The applications of s 197A

[20]   It is now possible to return to s197A which applies to a transfer of a business, pursuant to a scheme of arrangement or compromise which has been entered into to avoid winding up. When the agreement, which I have described, is read as a whole, it is clear that the only certainty that flowed therefrom was that Carton Atlas would, indeed, be wound up. Upon the conclusion of the agreement, Carton Atlas' entire business structure had been transferred to appellant. The purchase price was structured so that, given the valuation of the fixed assets in the amount of R 4.2209,00, which was to be valued at the lower of the actual cost price and the market value thereof, Carton Atlas would have no assets, no infrastructure and presumably, little if any, cash.

[21]   While an arrangement connotes a far wider class of agreement than a compromise, which is an agreement to settle a dispute over rights or to modify undisputed rights where a difficulty exists over their enforcement, within the context of the specific wording of s197A, there can be little doubt that the entire arrangement or compromise must have as its primary purpose, the avoidance of a winding up order.

[22]   There is no basis by which this conclusion can be justified upon an analysis of the structure of this agreement.
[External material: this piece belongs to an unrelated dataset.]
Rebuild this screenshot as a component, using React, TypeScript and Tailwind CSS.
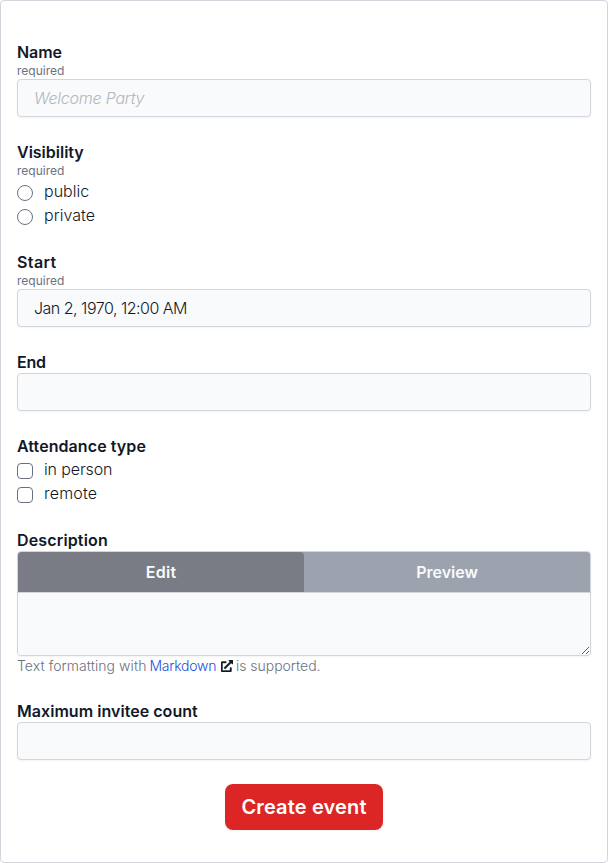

Clause 19 might proclaim that the business was to be sold as a going concern in terms of s197A. But this only confirms that this proclaimed characterisation of this agreement sought to obscure its true purpose. That purpose was not to nurse the Carton Atlas back to commercial health so that it could avoid an order of winding up. The purpose appears to be in an attempt to circumvent the provisions of s197 of the LRA at worst for appellant and, at best, an asset stripping exercise, but not a compromise or arrangement even within the meaning of the common law.

[23]   Viewed accordingly, the transaction was a sham. It cannot, in any way, be characterised as one which falls within the scope of s197A of the LRA.

[24]   For these reasons therefore, the appeal is dismissed with costs.